ABC and the unions representing engineers, desk assistants, news writers, and producers, among others, have failed to reach agreement on a new contract, which expired March 31.
The network says that crucial changes to the seniority system remain at the crux of the impasse, with ABC making what sources there characterize as a major concession on the issue of workers' pensions.
No new talks have been scheduled, but both sides agreed to "keep the lines of communication open," said the union in an e-mail update to members.
That came after an eight-day bargaining session in Chicago between ABC and negotiators for NABET and CWA. The unions said progress was made on a number of issues, but remaining impasses prevented a master agreement. The unions had walked out on talks in March, but the face-to-face meetings resumed in Chicago in May.
According to the unions, ABC presented what it characterized as "pretty close" to a final offer. NABET and CWA negotiators said that offer still included proposals "that, if adopted, would create multiple separate seniority lists for purposes of layoff," which has been a nonstarter for the unions from the outset.
That and the issue of changes to the pension plan are the two major issues yet to be resolved.

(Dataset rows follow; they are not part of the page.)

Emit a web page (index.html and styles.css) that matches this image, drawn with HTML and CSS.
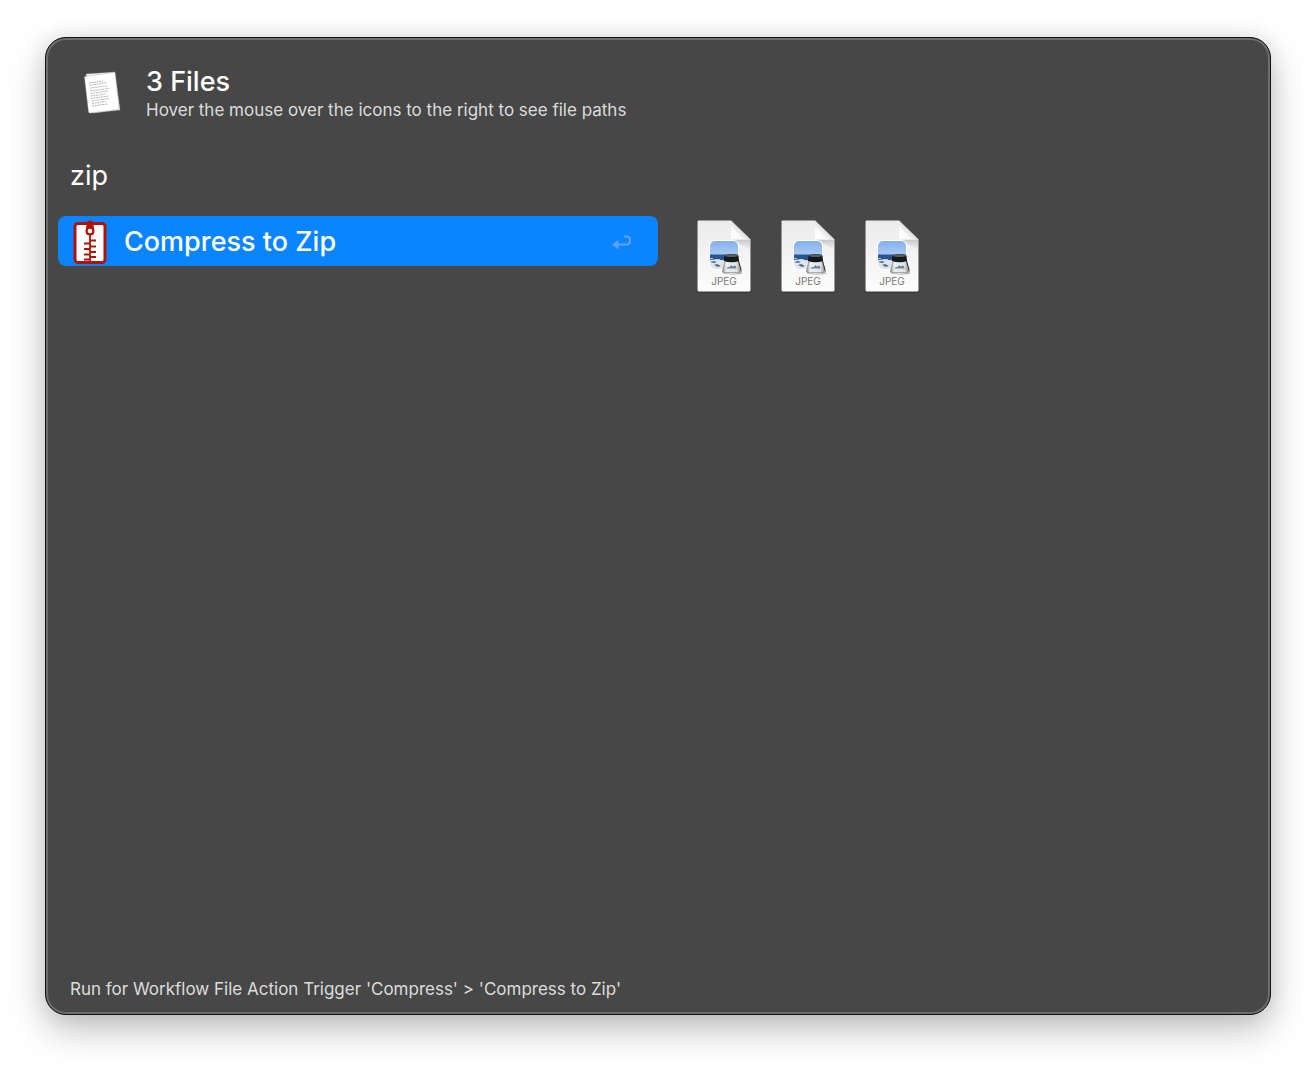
FILE: index.html
```html
<!DOCTYPE html>
<html lang="en">
<head>
<meta charset="utf-8">
<title>File Actions</title>
<link rel="stylesheet" href="styles.css">
</head>
<body>
<svg class="defs" width="0" height="0" aria-hidden="true">
  <defs>
    <linearGradient id="paper" x1="0" y1="0" x2="0" y2="1"><stop offset="0" stop-color="#ebebeb"/><stop offset="1" stop-color="#fcfcfc"/></linearGradient>
    <linearGradient id="fold" x1="0" y1="1" x2="1" y2="0"><stop offset="0" stop-color="#fff"/><stop offset=".3" stop-color="#fafafa"/><stop offset=".5" stop-color="#dedede"/></linearGradient>
    <linearGradient id="foldshade" x1="0" y1="0" x2="0" y2="1"><stop offset="0" stop-color="#888" stop-opacity=".4"/><stop offset="1" stop-color="#999" stop-opacity="0"/></linearGradient>
    <linearGradient id="sky" x1="0" y1="0" x2="0" y2="1"><stop offset="0" stop-color="#86afea"/><stop offset="1" stop-color="#a9cbf4"/></linearGradient>
    <linearGradient id="glass" x1="0" y1="0" x2="1" y2="0"><stop offset="0" stop-color="#8a8d90"/><stop offset=".2" stop-color="#eceef0"/><stop offset=".75" stop-color="#dfe2e4"/><stop offset="1" stop-color="#777"/></linearGradient>
    <clipPath id="photo"><rect x="14" y="21" width="28" height="28" rx="5"/></clipPath>
    <symbol id="jpeg" viewBox="0 0 56 74">
      <path d="M2 1H35L55 20V71Q55 73 53 73H3Q1 73 1 71V2Q1 1 2 1Z" fill="#222" opacity=".35"/>
      <path d="M2.500 .5H35L54.500 19.500V70Q54.500 71.500 53 71.500H3Q1.500 71.500 1.500 70V1.500Q1.500 .5 2.500 .5Z" fill="url(#paper)"/>
      <path d="M36 19.500H54.500V30Z" fill="url(#foldshade)"/>
      <path d="M35 .5L54.500 19.500H37Q35 19.500 35 17.500Z" fill="url(#fold)"/>
      <rect x="13" y="20" width="30" height="30" rx="6" fill="#fff"/>
      <g clip-path="url(#photo)">
        <path d="M14 21h28v14H14z" fill="url(#sky)"/>
        <path d="M14 34.500h28V40.500H14z" fill="#2a5592"/>
        <path d="M14 40q5-1 10 0t18 1v9H14z" fill="#dfe7ec"/>
        <path d="M14 42l4-1 3 1-3 1zM18 45l3-1 4 2-3 1z" fill="#4e6c88"/>
        <path d="M14 38.500h3M19 39.500h5" stroke="#cfe0f2" stroke-width=".8"/>
      </g>
      <path d="M27 52.500q8 2 18 0l2 1q-9 2-20 0z" fill="#777" opacity=".5"/>
      <path d="M29 41H42.500L45.500 51Q45.500 52.500 43.500 52.500H28Q26 52.500 26.500 51Z" fill="url(#glass)" stroke="#7b7e81" stroke-width=".6"/>
      <path d="M30.500 48.500q2-3 3-1 2-4 3-1l3-1 1 3z" fill="#6e8496"/>
      <path d="M42.500 41l2.500 9" stroke="#333"/>
      <path d="M28.500 35.500Q35.500 33 42.500 35.500L43 41Q36 43.500 28 41Z" fill="#151719"/>
      <ellipse cx="35.500" cy="35.700" rx="6.500" ry="1.400" fill="#5a5d5f"/>
      <text x="28" y="65" text-anchor="middle" class="file-kind">JPEG</text>
    </symbol>
  </defs>
</svg>

<main class="panel">
  <header class="subject">
    <svg class="subject-icon" viewBox="0 0 38 44" aria-hidden="true">
      <g stroke="#999" stroke-width=".4">
        <path d="M3 3L32 1 37 39 10 42Z" fill="#fafafa"/>
        <path d="M1.500 6.500Q1 5.500 2 5.500L30 1.500Q31.500 1 32 2.500L36 36Q36.500 38 35 38.500L7.500 42Q6 42.500 5.500 41Z" fill="#fff"/>
      </g>
      <path d="M6 12l14-2M6 14.500l18-3M7 17l17-2M7 20l19-2.500M7.500 22.500l18-2.500M8 25l15-2M8 27.500l18-2.500M8.500 30l18-2.500M9 32.500l14-2M9 35l16-2" stroke="#aaa" stroke-width=".8" stroke-dasharray="2.500 .5 1.500 .5"/>
    </svg>
    <div class="subject-text">
      <h1 class="title">3 Files</h1>
      <p class="note">Hover the mouse over the icons to the right to see file paths</p>
    </div>
  </header>

  <input class="query" type="text" value="zip" aria-label="Filter actions">

  <div class="content">
    <button class="action" type="button">
      <svg class="zip-icon" viewBox="0 0 34 46" aria-hidden="true">
        <rect x="2" y="4.500" width="30" height="39" rx="3" fill="#fff" stroke="#b01207" stroke-width="3"/>
        <path d="M17 15V44M17 21.500h6M11 24.500h6M17 27.500h6M11 30h6M17 33h6M11 35.500h6M17 38h6M11 40.500h6" fill="none" stroke="#b01207" stroke-width="1.800"/>
        <path d="M14 3.500Q14 1.500 17 1.500T20 3.500L21.500 12Q21.500 16.500 17 16.500T12.500 12Z" fill="#b01207"/>
        <circle cx="17" cy="12" r="2.300" fill="#fff"/>
      </svg>
      <span class="action-name">Compress to Zip</span>
      <svg class="return-icon" viewBox="0 0 20 16" aria-hidden="true">
        <path d="M12 2.500H14.500Q18 2.500 18 6.500T14.500 10.500H5" fill="none" stroke="#62a3fa" stroke-width="2"/>
        <path d="M0 10.500L6.500 6V15.500Z" fill="#62a3fa"/>
      </svg>
    </button>
    <ul class="files">
      <li><svg class="file" role="img" aria-label="JPEG file"><use href="#jpeg"/></svg></li>
      <li><svg class="file" role="img" aria-label="JPEG file"><use href="#jpeg"/></svg></li>
      <li><svg class="file" role="img" aria-label="JPEG file"><use href="#jpeg"/></svg></li>
    </ul>
  </div>

  <footer class="status">Run for Workflow File Action Trigger 'Compress' &gt; 'Compress to Zip'</footer>
</main>
</body>
</html>
```
FILE: styles.css
```css
* { box-sizing: border-box; }

body {
  margin: 0;
  min-height: 100vh;
  padding: 37px 45px 53px;
  display: flex;
  background: #fff;
  color: #fff;
  font-family: Inter, "Liberation Sans", sans-serif;
}

.defs { position: absolute; }

.panel {
  flex: 1;
  min-width: 0;
  display: flex;
  flex-direction: column;
  padding: 28px 12px 12px;
  border: 1px solid #111;
  border-radius: 21px;
  background: #474747;
  box-shadow: inset 0 0 0 2px #6e6e6e, 0 14px 36px rgba(0, 0, 0, .26), 0 0 20px rgba(0, 0, 0, .08);
}

.subject {
  display: flex;
  align-items: flex-start;
  gap: 24px;
  padding-left: 25px;
}

.subject-icon { width: 38px; height: 44px; margin-top: 5px; }

.subject-text { padding-left: 1px; }

.title {
  margin: 0;
  font-size: 27px;
  line-height: 32px;
  font-weight: 500;
}

.note {
  margin: 2px 0 0;
  font-size: 17px;
  line-height: 20px;
  font-weight: 400;
  color: #dcdcdc;
}

.query {
  margin: 34px 0 18px;
  padding: 0 12px;
  border: 0;
  outline: 0;
  background: transparent;
  color: #fff;
  font: 400 27px/44px Inter, "Liberation Sans", sans-serif;
  height: 44px;
}

.content {
  flex: 1;
  display: grid;
  grid-template-columns: 600px 1fr;
  gap: 38px;
  align-items: start;
}

.action {
  display: flex;
  align-items: center;
  height: 50px;
  padding: 2px 26px 0 15px;
  gap: 17px;
  border: 0;
  border-radius: 8px;
  background: #0a84ff;
  color: #fff;
  font: 500 27px/48px Inter, "Liberation Sans", sans-serif;
  text-align: left;
}

.zip-icon { width: 34px; height: 46px; }
.action-name { flex: 1; }
.return-icon { width: 20px; height: 16px; }

.files {
  display: flex;
  flex-wrap: wrap;
  gap: 28px;
  margin: 0;
  padding: 4px 0 0;
  list-style: none;
}

.file { display: block; width: 56px; height: 74px; }
.file-kind { font: 400 10px Inter, "Liberation Sans", sans-serif; fill: #777; }

.status {
  padding: 0 12px 1px;
  font-size: 17px;
  line-height: 24px;
  font-weight: 400;
  color: #dcdcdc;
}
```
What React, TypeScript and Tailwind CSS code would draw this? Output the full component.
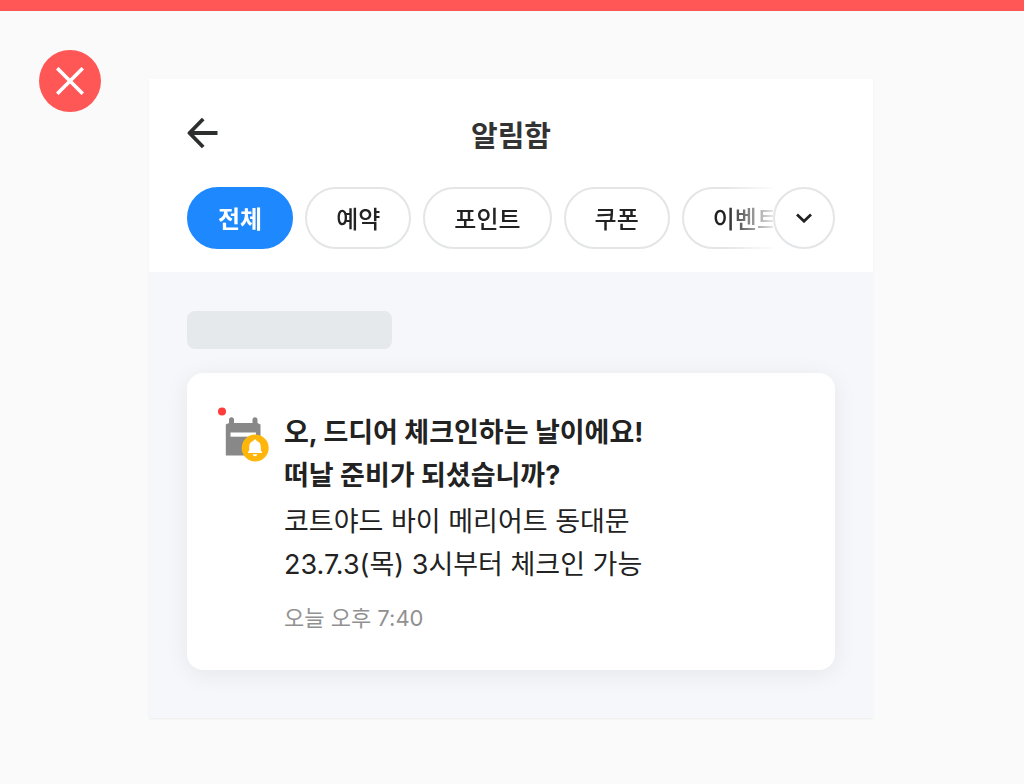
/**
 * Notification inbox example
 * Shows the filter chips and a check-in notification card, marked as a "don't" pattern
 */

import React, { useState } from 'react';

const filters = ['전체', '예약', '포인트', '쿠폰', '이벤트'];

function DontBadge(): React.ReactElement {
  return (
    <div
      role="img"
      aria-label="잘못된 예"
      className="mt-[39px] flex size-[62px] shrink-0 items-center justify-center rounded-full bg-[#ff5656]"
    >
      <svg viewBox="0 0 28 28" className="size-7" fill="none" stroke="white" strokeWidth="3.6">
        <path d="M1.2 1.2 26.8 26.8M26.8 1.2 1.2 26.8" />
      </svg>
    </div>
  );
}

function NotificationIcon(): React.ReactElement {
  return (
    <svg viewBox="0 0 51 55" className="h-[55px] w-[51px] shrink-0" aria-hidden="true">
      {/* Calendar */}
      <g fill="#888888">
        <path d="M11 16v-3.200a2.500 2.500 0 0 1 5 0V16h18.500v-3.200a2.500 2.500 0 0 1 5 0V16l3 1.500V48.500H7.800V17.500Z" />
      </g>
      <rect x="12.5" y="25.500" width="25.5" height="4.200" fill="white" />
      {/* Bell */}
      <circle cx="37.2" cy="41" r="13.5" fill="#ffb60a" />
      <path
        d="M37 32.500c.9 0 1.500.600 1.600 1.400 2.700.700 4.200 3 4.200 5.700v3.800l1.200 1.500v1H30v-1l1.200-1.500v-3.800c0-2.700 1.500-5 4.200-5.700.1-.8.7-1.400 1.600-1.400Z"
        fill="white"
      />
      <path d="M34.800 47.300h4.400a2.200 2 0 0 1-4.400 0Z" fill="white" />
      {/* Unread dot */}
      <circle cx="4" cy="4.5" r="4" fill="#ff3b3b" />
    </svg>
  );
}

function NotificationCard(): React.ReactElement {
  return (
    <article className="mt-6 flex gap-[15px] rounded-2xl bg-white pt-[34px] pr-8 pb-9 pl-[31px] shadow-[0_4px_24px_rgba(0,0,0,0.07)]">
      <NotificationIcon />
      <div className="min-w-0 flex-1 pt-1 text-[27px] leading-[43px] text-[#222222]">
        <h2 className="font-bold">
          오, 드디어 체크인하는 날이에요!
          <br />
          떠날 준비가 되셨습니까?
        </h2>
        <p className="mt-[3px]">
          코트야드 바이 메리어트 동대문
          <br />
          23.7.3(목) 3시부터 체크인 가능
        </p>
        <p className="mt-4 text-[22px] leading-8 text-[#919191]">오늘 오후 7:40</p>
      </div>
    </article>
  );
}

export default function App(): React.ReactElement {
  const [active, setActive] = useState('전체');

  return (
    <div className="min-h-screen border-t-[11px] border-[#ff5656] bg-[#fafafa] font-[Inter,'Noto_Sans_CJK_KR',sans-serif]">
      <div className="flex gap-12 pr-[151px] pb-16 pl-[39px]">
        <DontBadge />

        <main className="mt-[68px] min-w-0 flex-1 bg-[#f5f7fb] shadow-[0_1px_2px_rgba(0,0,0,0.06)]">
          <header className="bg-white px-[38px] pt-[38px] pb-[23px]">
            <div className="grid grid-cols-[1fr_auto_1fr] items-start">
              <button type="button" aria-label="뒤로" className="justify-self-start">
                <svg
                  viewBox="0 0 31 32"
                  className="h-8 w-[31px]"
                  fill="none"
                  stroke="#2d2f2f"
                  strokeWidth="3.8"
                  strokeLinejoin="round"
                >
                  <path d="M30.5 16H2.5M16.2 2 2.5 16l13.7 14" />
                </svg>
              </button>
              <h1 className="text-[29px] leading-10 font-semibold text-[#333333]">알림함</h1>
            </div>

            {/* Filters */}
            <div className="mt-[30px] flex">
              <div className="flex min-w-0 flex-1 gap-3 overflow-hidden [mask-image:linear-gradient(to_right,black_calc(100%-48px),transparent_calc(100%+6px))]">
                {filters.map((filter) => (
                  <button
                    key={filter}
                    type="button"
                    aria-pressed={filter === active}
                    onClick={() => setActive(filter)}
                    className={`h-[62px] shrink-0 rounded-full border-2 px-[29px] pt-[3px] text-2xl ${
                      filter === active
                        ? 'border-[#1e88ff] bg-[#1e88ff] font-semibold text-white'
                        : 'border-[#e3e5e7] bg-white font-medium text-[#222222]'
                    }`}
                  >
                    {filter}
                  </button>
                ))}
              </div>
              <button
                type="button"
                aria-label="필터 더보기"
                className="flex size-[62px] shrink-0 items-center justify-center rounded-full border-2 border-[#e3e5e7] bg-white"
              >
                <svg viewBox="0 0 16 10" className="h-2.5 w-4" fill="none" stroke="#222222" strokeWidth="2.8">
                  <path d="M1 1.5 8 8.2l7-6.7" />
                </svg>
              </button>
            </div>
          </header>

          <section className="px-[38px] pt-[39px] pb-12">
            <div className="h-[38px] w-[205px] rounded-lg bg-[#e5e9ec]" />
            <NotificationCard />
          </section>
        </main>
      </div>
    </div>
  );
}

An ABC source familiar with the negotiations pointed out that network had modified the seniority proposal to enable them to establish seniority subgroups by job function. But rather than pick and chose within those groups if layoffs became necessary, the network must go by straight seniority.
ABC had also proposed freezing the pension plan, given the volatility of the market. But the network agreed not to do so for the next four years only if the unions agree on the seniority change and if other details of the plan are worked out. And it wants to reserve the right to reinstate the freeze if the unions take too long to ratify the deal or if there is a financial market "catastrophe" in the interim.
Chief NABET-CWA spokesman John Clark called such contingencies a "devil's bargain." ABC has made clear that the seniority change is staying on the table and that rejection of it is a deal-breaker.
Arguing that ABC had made numerous concessions, the network source pointed to proposals to give the union workers additional guaranteed work on sports remotes and scripted basic-cable dramatic programming. The source also pointed to an agreement, struck before the current talks began, that gave NABET jurisdiction over production at any digital multicast channels ABC stations or the network might launch in the future (it doesn't currently have any).
One of ABC's key issues all along has been finding a way to keep younger people with the computer skills that the network says it needs to be competitive in the digital world. NABET sees it, instead, as a way to get rid of higher-paid, more senior workers in favor of younger, lower-paid ones.